Live video on social media comes second in importance as a source of political news for young people, 51 per cent for Generation Z and 56 per cent for millennials. OK, get that.

60 per cent of the public say they generally trust political content from brands on social media – far more than they trust online political content from celebrities (45 per cent) and politicians (41 per cent).

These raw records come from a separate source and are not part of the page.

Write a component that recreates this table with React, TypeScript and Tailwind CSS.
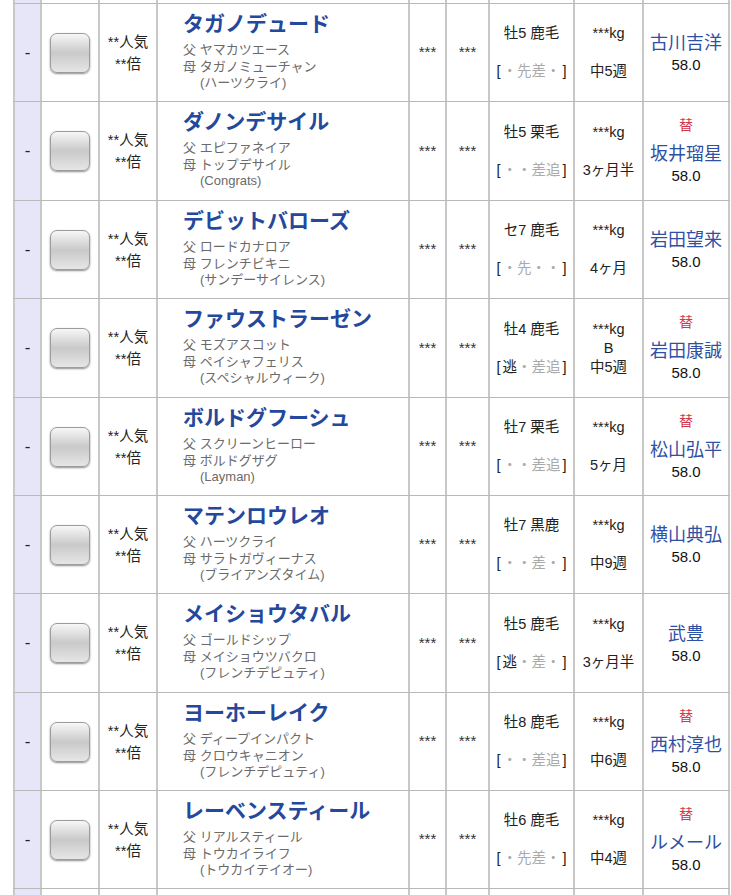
type Horse = {
  name: string;
  sire: string;
  dam: string;
  bms: string;
  sex: string;
  style: string[];
  blinker?: boolean;
  interval: string;
  jockey: string;
  change?: boolean;
  h: string;
};

const horses: Horse[] = [
  { name: "タガノデュード", sire: "ヤマカツエース", dam: "タガノミューチャン", bms: "ハーツクライ", sex: "牡5 鹿毛", style: ["・", "先", "差", "・"], interval: "中5週", jockey: "古川吉洋", h: "h-[98px]" },
  { name: "ダノンデサイル", sire: "エピファネイア", dam: "トップデサイル", bms: "Congrats", sex: "牡5 栗毛", style: ["・", "・", "差", "追"], interval: "3ヶ月半", jockey: "坂井瑠星", change: true, h: "h-[99px]" },
  { name: "デビットバローズ", sire: "ロードカナロア", dam: "フレンチビキニ", bms: "サンデーサイレンス", sex: "セ7 鹿毛", style: ["・", "先", "・", "・"], interval: "4ヶ月", jockey: "岩田望来", h: "h-[98px]" },
  { name: "ファウストラーゼン", sire: "モズアスコット", dam: "ペイシャフェリス", bms: "スペシャルウィーク", sex: "牡4 鹿毛", style: ["逃", "・", "差", "追"], blinker: true, interval: "中5週", jockey: "岩田康誠", change: true, h: "h-[99px]" },
  { name: "ボルドグフーシュ", sire: "スクリーンヒーロー", dam: "ボルドグザグ", bms: "Layman", sex: "牡7 栗毛", style: ["・", "・", "差", "追"], interval: "5ヶ月", jockey: "松山弘平", change: true, h: "h-[98px]" },
  { name: "マテンロウレオ", sire: "ハーツクライ", dam: "サラトガヴィーナス", bms: "ブライアンズタイム", sex: "牡7 黒鹿", style: ["・", "・", "差", "・"], interval: "中9週", jockey: "横山典弘", h: "h-[98px]" },
  { name: "メイショウタバル", sire: "ゴールドシップ", dam: "メイショウツバクロ", bms: "フレンチデピュティ", sex: "牡5 鹿毛", style: ["逃", "・", "差", "・"], interval: "3ヶ月半", jockey: "武豊", h: "h-[99px]" },
  { name: "ヨーホーレイク", sire: "ディープインパクト", dam: "クロウキャニオン", bms: "フレンチデピュティ", sex: "牡8 鹿毛", style: ["・", "・", "差", "追"], interval: "中6週", jockey: "西村淳也", change: true, h: "h-[98px]" },
  { name: "レーベンスティール", sire: "リアルスティール", dam: "トウカイライフ", bms: "トウカイテイオー", sex: "牡6 鹿毛", style: ["・", "先", "差", "・"], interval: "中4週", jockey: "ルメール", change: true, h: "h-[98px]" },
];

const cell = "border-l-2 border-[#c8c8c8] shrink-0";

const EmptyRow = ({ h, last }: { h: string; last?: boolean }) => (
  <div className={`flex ${h} ${last ? "" : "border-b border-[#b9b9b9]"}`}>
    <div className={`${cell} w-[27px] bg-[#e6e6f8]`} />
    <div className={`${cell} w-[58px]`} />
    <div className={`${cell} w-[58px]`} />
    <div className={`${cell} w-[252px]`} />
    <div className={`${cell} w-[37px]`} />
    <div className={`${cell} w-[43px]`} />
    <div className={`${cell} w-[85px]`} />
    <div className={`${cell} w-[69px]`} />
    <div className={`${cell} w-[88px] border-r-2`} />
  </div>
);

const Row = ({ r }: { r: Horse }) => (
  <div className={`flex ${r.h} border-b border-[#b9b9b9]`}>
    <div className={`${cell} w-[27px] bg-[#e6e6f8] flex items-center justify-center text-[17px] text-[#222]`}>-</div>
    <div className={`${cell} w-[58px] flex items-center justify-center`}>
      <div className="w-10 h-10 rounded-[7px] border border-[#9c9c9c] bg-linear-to-b from-[#f7f7f7] via-[#c9c9c9] to-[#e6e6e6] shadow-[0_1px_2px_rgba(0,0,0,0.45)]" />
    </div>
    <div className={`${cell} w-[58px] flex flex-col items-center justify-center text-[14.5px] leading-[22px] text-[#222]`}>
      <div>**人気</div>
      <div>**倍</div>
    </div>
    <div className={`${cell} w-[252px] pl-[25px] pt-[6px]`}>
      <div className="text-[21px] leading-[28px] font-bold text-[#24489c] whitespace-nowrap">{r.name}</div>
      <div className="mt-[4px] text-[13px] leading-[16.5px] text-[#6a6a6a] whitespace-nowrap">
        <div>父 {r.sire}</div>
        <div>母 {r.dam}</div>
        <div className="pl-[17px]">({r.bms})</div>
      </div>
    </div>
    <div className={`${cell} w-[37px] flex items-center justify-center text-[15px] text-[#333]`}>***</div>
    <div className={`${cell} w-[43px] flex items-center justify-center text-[15px] text-[#333]`}>***</div>
    <div className={`${cell} w-[85px] flex flex-col items-center justify-center text-[14.5px] leading-[19px] text-[#222] whitespace-nowrap`}>
      <div>{r.sex}</div>
      <div>&nbsp;</div>
      <div className="flex items-center">
        <span className="mr-[2px]">[</span>
        {r.style.map((s, i) => (
          <span key={i} className={s === "逃" ? "text-[#222]" : "text-[#aaa]"}>
            {s}
          </span>
        ))}
        <span className="ml-[2px]">]</span>
      </div>
    </div>
    <div className={`${cell} w-[69px] flex flex-col items-center justify-center text-[14.5px] leading-[19px] text-[#222] whitespace-nowrap`}>
      <div>***kg</div>
      <div>{r.blinker ? "B" : "\u00a0"}</div>
      <div>{r.interval}</div>
    </div>
    <div className={`${cell} w-[88px] border-r-2 flex flex-col items-center justify-center pt-[3px] whitespace-nowrap`}>
      {r.change && <div className="text-[14px] leading-[14px] mb-[11px] text-[#d3384a]">替</div>}
      <div className="text-[18px] leading-[22px] text-[#2f50a4]">{r.jockey}</div>
      <div className="text-[15px] leading-[22px] text-[#111]">58.0</div>
    </div>
  </div>
);

export default function App() {
  return (
    <div className="w-[731px] h-[895px] overflow-hidden bg-white font-['Liberation_Sans','Noto_Sans_CJK_JP',sans-serif]">
      <div className="ml-[13px] w-[717px]">
        <EmptyRow h="h-[4px]" />
        {horses.map((r) => (
          <Row key={r.name} r={r} />
        ))}
        <EmptyRow h="h-[10px]" last />
      </div>
    </div>
  );
}
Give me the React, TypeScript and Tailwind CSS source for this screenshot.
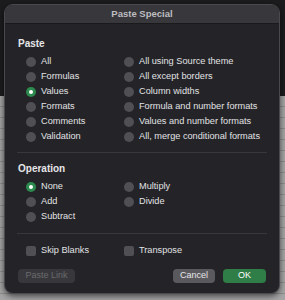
import React from "react";

const font = { fontFamily: "'Liberation Sans', Arial, sans-serif" };

function Radio({ label, checked = false }: { label: string; checked?: boolean }) {
  return (
    <div className="flex items-center h-[15px] gap-[5px] whitespace-nowrap">
      {checked ? (
        <span className="shrink-0 w-[10px] h-[10px] rounded-full bg-[#2d8a4e] flex items-center justify-center">
          <span className="w-[4px] h-[4px] rounded-full bg-white" />
        </span>
      ) : (
        <span className="shrink-0 w-[10px] h-[10px] rounded-full bg-[#4f4f54]" />
      )}
      <span className="text-[9.2px] text-[#e2e2e4] leading-none">{label}</span>
    </div>
  );
}

function Check({ label }: { label: string }) {
  return (
    <div className="flex items-center h-[15px] gap-[5px] whitespace-nowrap">
      <span className="shrink-0 w-[10px] h-[10px] rounded-[2px] bg-[#4f4f54]" />
      <span className="text-[9.2px] text-[#e2e2e4] leading-none">{label}</span>
    </div>
  );
}

export default function App() {
  return (
    <div className="relative w-[285px] h-[300px] overflow-hidden" style={font}>
      <div className="flex flex-col w-full h-full">
        <div className="h-[96px] bg-[#1c1c1e]" />
        <div className="flex-1 bg-[#a5a5a5] bg-[repeating-linear-gradient(to_bottom,transparent_0px,transparent_10px,#8d8d8d_10px,#8d8d8d_11px)]" />
      </div>
      <div className="absolute left-[4px] top-[4px] w-[276px] h-[290px] rounded-[9px] bg-[#242428] border border-[#4a4a4e] overflow-hidden flex flex-col shadow-[0_2px_6px_rgba(0,0,0,0.6)]">
        <div className="h-[19px] bg-[#38383c] border-b border-[#1a1a1c] flex items-center justify-center">
          <span className="text-[9.5px] font-bold text-[#bdbdc0]">Paste Special</span>
        </div>
        <div className="flex flex-col px-[13px] pt-[15px]">
          <div className="text-[10px] font-bold text-[#e6e6e8] leading-none mb-[5px]">Paste</div>
          <div className="grid grid-cols-[98px_1fr] pl-[8px]">
            <div className="flex flex-col">
              <Radio label="All" />
              <Radio label="Formulas" />
              <Radio label="Values" checked />
              <Radio label="Formats" />
              <Radio label="Comments" />
              <Radio label="Validation" />
            </div>
            <div className="flex flex-col">
              <Radio label="All using Source theme" />
              <Radio label="All except borders" />
              <Radio label="Column widths" />
              <Radio label="Formula and number formats" />
              <Radio label="Values and number formats" />
              <Radio label="All, merge conditional formats" />
            </div>
          </div>
          <div className="h-px bg-[#38383c] mt-[8px] -mx-[1px]" />
          <div className="text-[10px] font-bold text-[#e6e6e8] leading-none mt-[11px] mb-[5px]">Operation</div>
          <div className="grid grid-cols-[98px_1fr] pl-[8px]">
            <div className="flex flex-col">
              <Radio label="None" checked />
              <Radio label="Add" />
              <Radio label="Subtract" />
            </div>
            <div className="flex flex-col">
              <Radio label="Multiply" />
              <Radio label="Divide" />
            </div>
          </div>
          <div className="h-px bg-[#38383c] mt-[9px] -mx-[1px]" />
          <div className="grid grid-cols-[98px_1fr] pl-[8px] mt-[9px]">
            <Check label="Skip Blanks" />
            <Check label="Transpose" />
          </div>
          <div className="flex items-center mt-[11px]">
            <div className="w-[57px] h-[14px] rounded-[4px] bg-[#38383c] flex items-center justify-center text-[9px] text-[#6a6a6e]">Paste Link</div>
            <div className="flex-1" />
            <div className="w-[42px] h-[14px] rounded-[4px] bg-[#5a5a5e] flex items-center justify-center text-[9px] text-[#e6e6e8]">Cancel</div>
            <div className="w-[43px] h-[14px] rounded-[4px] bg-[#2f7d47] flex items-center justify-center text-[9px] text-white ml-[8px]">OK</div>
          </div>
        </div>
      </div>
    </div>
  );
}
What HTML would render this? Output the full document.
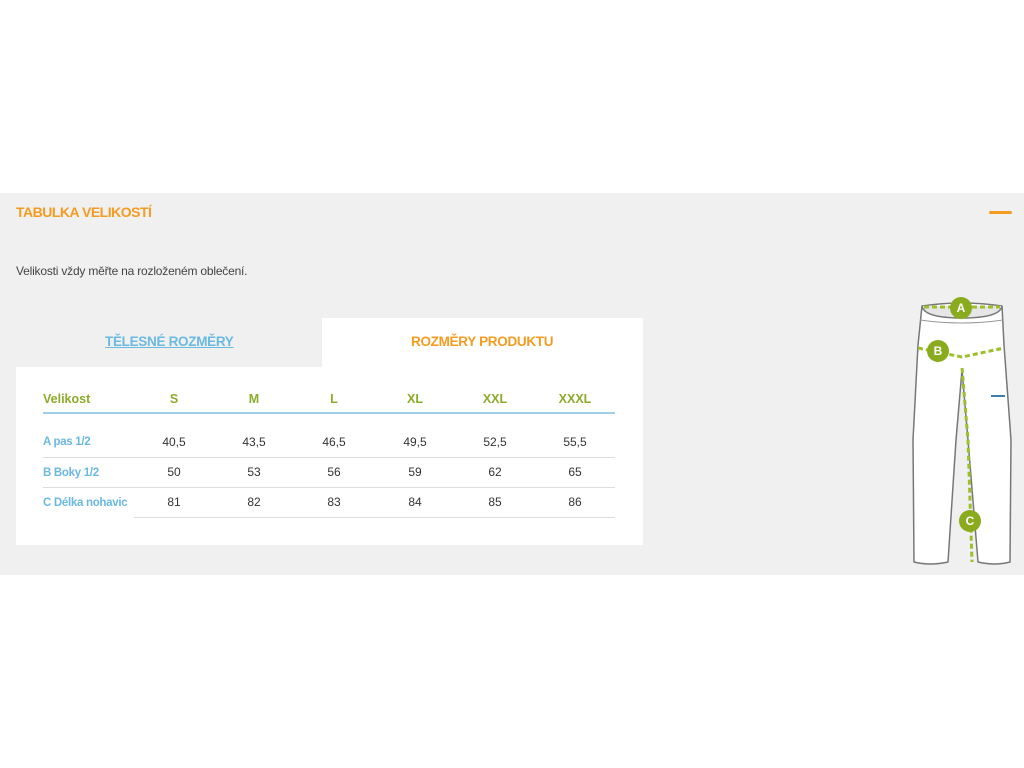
<!DOCTYPE html>
<html><head><meta charset="utf-8"><style>
body{margin:0;width:1024px;height:768px;background:#fff;position:relative;overflow:hidden;font-family:"Liberation Sans",sans-serif}
.a{position:absolute;white-space:nowrap}
.band{position:absolute;left:0;top:193px;width:1024px;height:382px;background:#f0f0f0}
.c{position:absolute;transform:translateX(-50%);white-space:nowrap;font-size:12px;color:#333}
.h{font-weight:bold;color:#8bab2a;font-size:12.5px}
.lb{position:absolute;left:43px;font-weight:bold;color:#6ab9e0;font-size:11.5px;white-space:nowrap;letter-spacing:-0.3px}
.ln{position:absolute;height:1px;background:#ddd}
</style></head><body>
<div class="band"></div>
<div class="a" style="left:16px;top:204px;font-size:14px;font-weight:bold;color:#f39c1f;letter-spacing:-0.5px">TABULKA VELIKOSTÍ</div>
<div class="a" style="left:989px;top:211px;width:23px;height:3px;background:#f39c1f;border-radius:2px"></div>
<div class="a" style="left:16px;top:264px;font-size:12px;color:#444;letter-spacing:-0.2px">Velikosti vždy měřte na rozloženém oblečení.</div>
<div class="a" style="left:322px;top:318px;width:321px;height:60px;background:#fff"></div>
<div class="a" style="left:16px;top:367px;width:627px;height:178px;background:#fff"></div>
<div class="a" style="left:105px;top:334px;font-size:13.5px;font-weight:bold;color:#6ab9e0;text-decoration:underline;letter-spacing:-0.3px">TĚLESNÉ ROZMĚRY</div>
<div class="a" style="left:411px;top:334px;font-size:13.5px;font-weight:bold;color:#f39c1f;letter-spacing:-0.3px">ROZMĚRY PRODUKTU</div>
<div class="a h" style="left:43px;top:392px">Velikost</div>
<div class="c h" style="left:174px;top:392px">S</div>
<div class="c h" style="left:254px;top:392px">M</div>
<div class="c h" style="left:334px;top:392px">L</div>
<div class="c h" style="left:415px;top:392px">XL</div>
<div class="c h" style="left:495px;top:392px">XXL</div>
<div class="c h" style="left:575px;top:392px">XXXL</div>
<div class="a" style="left:43px;top:412px;width:572px;height:2px;background:#9fcde6"></div>
<div class="lb" style="top:436px">A pas 1/2</div>
<div class="lb" style="top:467px">B Boky 1/2</div>
<div class="lb" style="top:497px">C Délka nohavic</div>
<div class="c" style="left:174px;top:435px">40,5</div><div class="c" style="left:254px;top:435px">43,5</div><div class="c" style="left:334px;top:435px">46,5</div><div class="c" style="left:415px;top:435px">49,5</div><div class="c" style="left:495px;top:435px">52,5</div><div class="c" style="left:575px;top:435px">55,5</div>
<div class="c" style="left:174px;top:465px">50</div><div class="c" style="left:254px;top:465px">53</div><div class="c" style="left:334px;top:465px">56</div><div class="c" style="left:415px;top:465px">59</div><div class="c" style="left:495px;top:465px">62</div><div class="c" style="left:575px;top:465px">65</div>
<div class="c" style="left:174px;top:495px">81</div><div class="c" style="left:254px;top:495px">82</div><div class="c" style="left:334px;top:495px">83</div><div class="c" style="left:415px;top:495px">84</div><div class="c" style="left:495px;top:495px">85</div><div class="c" style="left:575px;top:495px">86</div>
<div class="ln" style="left:43px;top:457px;width:572px"></div>
<div class="ln" style="left:43px;top:487px;width:572px"></div>
<div class="ln" style="left:134px;top:517px;width:481px"></div>
<svg class="a" style="left:900px;top:290px" width="124" height="280" viewBox="0 0 124 280">
<g fill="#fff" stroke="#777" stroke-width="1.5" stroke-linejoin="round">
<path d="M22 16 Q62 10 102 16 L104 55 L111 150 L110 272 Q95 276 78 272 L68 150 L62 80 L56 150 L48 272 Q30 276 14 272 L13 150 L18 55 Z"/>
<path d="M22 16 Q24 28 62 28 Q100 28 102 16" fill="#e6e6e6"/>
<path d="M20 30 Q62 36 103 30" fill="none" stroke="#999" stroke-width="1"/>
</g>
<g stroke="#9cbf2b" stroke-width="3" stroke-dasharray="5 3" fill="none">
<path d="M24 17 L100 17"/>
<path d="M18 58 L62 67 L104 58"/>
<path d="M62 78 L68 150 L72 272"/>
</g>
<g fill="#8bab1e"><circle cx="61" cy="18" r="11"/><circle cx="38" cy="61" r="11"/><circle cx="70" cy="231" r="11"/></g>
<g fill="#fff" font-size="12" font-weight="bold" text-anchor="middle" font-family="Liberation Sans,sans-serif">
<text x="61" y="22">A</text><text x="38" y="65">B</text><text x="70" y="235">C</text></g>
<rect x="91" y="105" width="14" height="2" fill="#3a7fb0"/>
</svg>
</body></html>
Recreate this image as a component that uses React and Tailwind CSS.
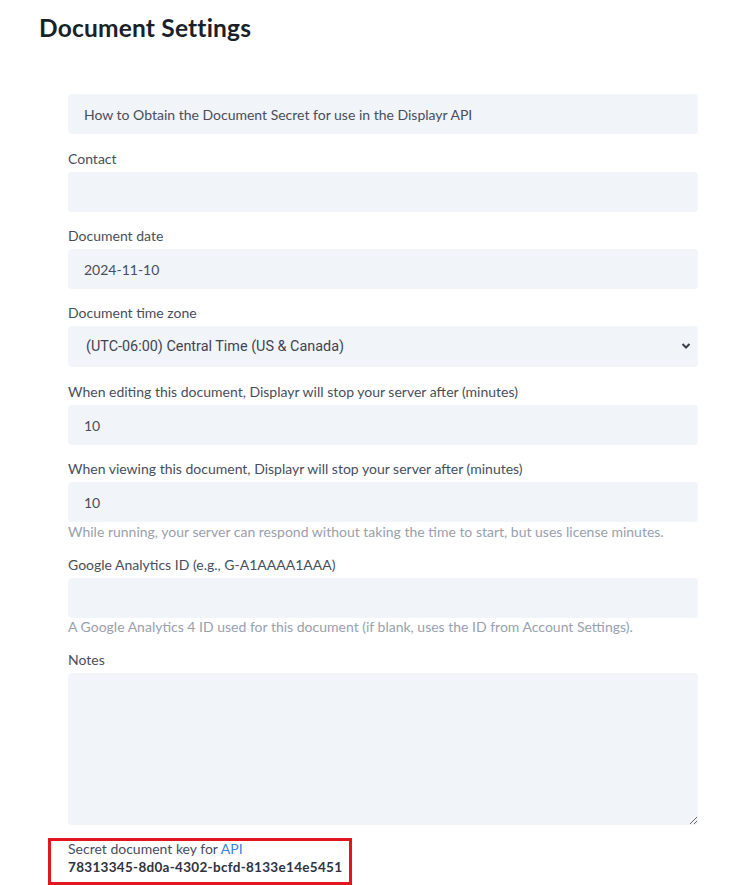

But what political content exactly?

39 per cent of millennials say brands should play a larger role in politics, and 51 per cent say they appreciate it when brands take a political stance in their advertising.

Lucie Greene, Worldwide Director of the Innovation Group worldwide director Lucie Greene says: “In an atmosphere of extremes, we’re seeing a rising politicized consumer who is viewing the world in a new light through the lens of their personal circumstance and vocally questioning brands, institutions and platforms – propelled by social media, live video and digital platforms. ‘The Political Consumer’ charts this cultural shift, exploring the digital media sphere and how brands can navigate the political consumer landscape.”

The report follows another politics-related study from JWT and Forethought that found that political advertising – even those with positive messages – generate negative emotions in consumers.

Can’t believe that anyone in their right mind is going to vote for, say, Trump, just because P&G says so. Not that it does, of course. Do they mean brands taking a stance on social issues?

Like we said, we’re all…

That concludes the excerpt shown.